** BEGIN **

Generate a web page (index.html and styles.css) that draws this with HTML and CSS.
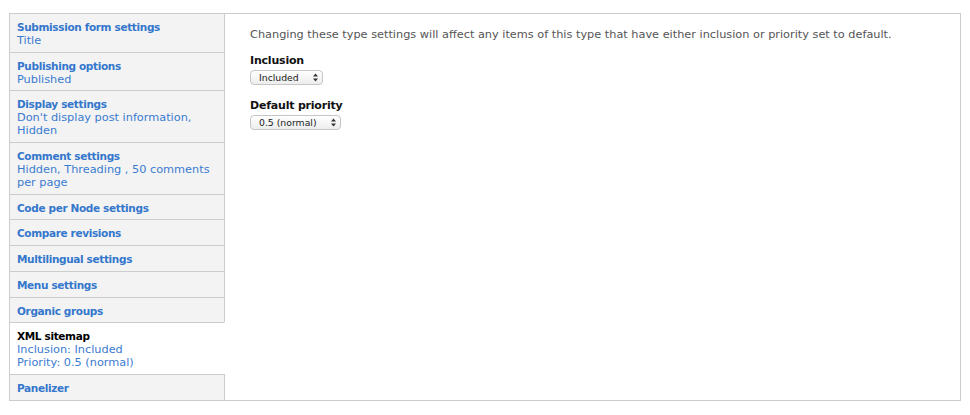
FILE: index.html
```html
<!DOCTYPE html>
<html>
<head>
<meta charset="utf-8">
<link rel="stylesheet" href="styles.css">
</head>
<body>
<div class="vtabs">
  <ul class="tab-list">
    <li class="tab"><a class="tab-title">Submission form settings</a><span class="summary">Title</span></li>
    <li class="tab"><a class="tab-title">Publishing options</a><span class="summary">Published</span></li>
    <li class="tab"><a class="tab-title">Display settings</a><span class="summary">Don't display post information, Hidden</span></li>
    <li class="tab"><a class="tab-title">Comment settings</a><span class="summary">Hidden, Threading , 50 comments per page</span></li>
    <li class="tab"><a class="tab-title">Code per Node settings</a></li>
    <li class="tab"><a class="tab-title">Compare revisions</a></li>
    <li class="tab"><a class="tab-title">Multilingual settings</a></li>
    <li class="tab"><a class="tab-title">Menu settings</a></li>
    <li class="tab"><a class="tab-title">Organic groups</a></li>
    <li class="tab selected"><a class="tab-title">XML sitemap</a><span class="summary">Inclusion: Included</span><span class="summary">Priority: 0.5 (normal)</span></li>
    <li class="tab"><a class="tab-title">Panelizer</a></li>
  </ul>
  <div class="pane">
    <p class="description">Changing these type settings will affect any items of this type that have either inclusion or priority set to default.</p>
    <div class="form-item">
      <label class="label">Inclusion</label>
      <div class="select"><span>Included</span><svg class="arrows" width="5" height="9" viewBox="0 0 5 9"><path d="M2.5 0.5 L5 3.5 L0 3.5 Z M2.5 8.5 L5 5.5 L0 5.5 Z" fill="#333"/></svg></div>
    </div>
    <div class="form-item">
      <label class="label">Default priority</label>
      <div class="select"><span>0.5 (normal)</span><svg class="arrows" width="5" height="9" viewBox="0 0 5 9"><path d="M2.5 0.5 L5 3.5 L0 3.5 Z M2.5 8.5 L5 5.5 L0 5.5 Z" fill="#333"/></svg></div>
    </div>
  </div>
</div>
</body>
</html>
```

FILE: styles.css
```css
html, body {
  margin: 0;
  padding: 0;
  background: #fff;
}
body {
  font-family: "DejaVu Sans", Verdana, sans-serif;
  font-size: 11.3px;
  color: #333;
}
.vtabs {
  display: flex;
  margin: 13px 9px 0 9px;
  border: 1px solid #ccc;
  width: 950px;
}
.tab-list {
  list-style: none;
  margin: 0;
  padding: 0;
  width: 215px;
  flex: none;
}
.tab {
  display: flex;
  flex-direction: column;
  background: #f3f3f3;
  border-top: 1px solid #ccc;
  border-right: 1px solid #ccc;
  padding: 7px 8px 4.7px 7px;
  line-height: 13px;
}
.tab:first-child {
  border-top: none;
}
.tab.selected {
  background: #fff;
  border-right-color: #fff;
}
.tab-title {
  font-weight: bold;
  font-size: 10.5px;
  letter-spacing: -0.35px;
  color: #3477cc;
}
.tab.selected .tab-title {
  color: #000;
}
.summary {
  color: #3a7bd0;
  font-size: 11.3px;
}
.pane {
  flex: 1;
  padding: 14px 25px;
}
.description {
  margin: 0 0 13px 0;
  line-height: 13px;
  color: #555;
}
.form-item {
  margin-bottom: 14px;
  display: flex;
  flex-direction: column;
  align-items: flex-start;
}
.label {
  font-weight: bold;
  font-size: 11px;
  letter-spacing: -0.2px;
  color: #111;
  line-height: 13px;
  margin-bottom: 3px;
}
.select {
  display: inline-flex;
  align-items: center;
  box-sizing: border-box;
  height: 15px;
  padding: 0 4px 0 8px;
  border: 1px solid #c6c6c6;
  border-radius: 4px;
  background: linear-gradient(#ffffff, #ededed);
  font-size: 9.3px;
  color: #222;
}
.arrows {
  margin-left: 14px;
}
```
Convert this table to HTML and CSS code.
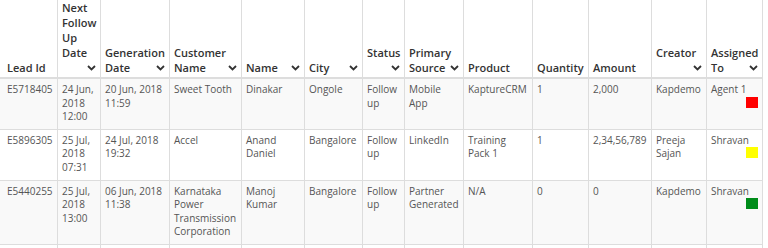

** END **

▸ EXERCISE REQUIREMENTS: Select all lines in the listing above where the word "that" appears, and show them.

▸ EXERCISE RESULT:
Generate a web page (index.html and styles.css) that draws this with HTML and CSS.
    <p class="description">Changing these type settings will affect any items of this type that have either inclusion or priority set to default.</p>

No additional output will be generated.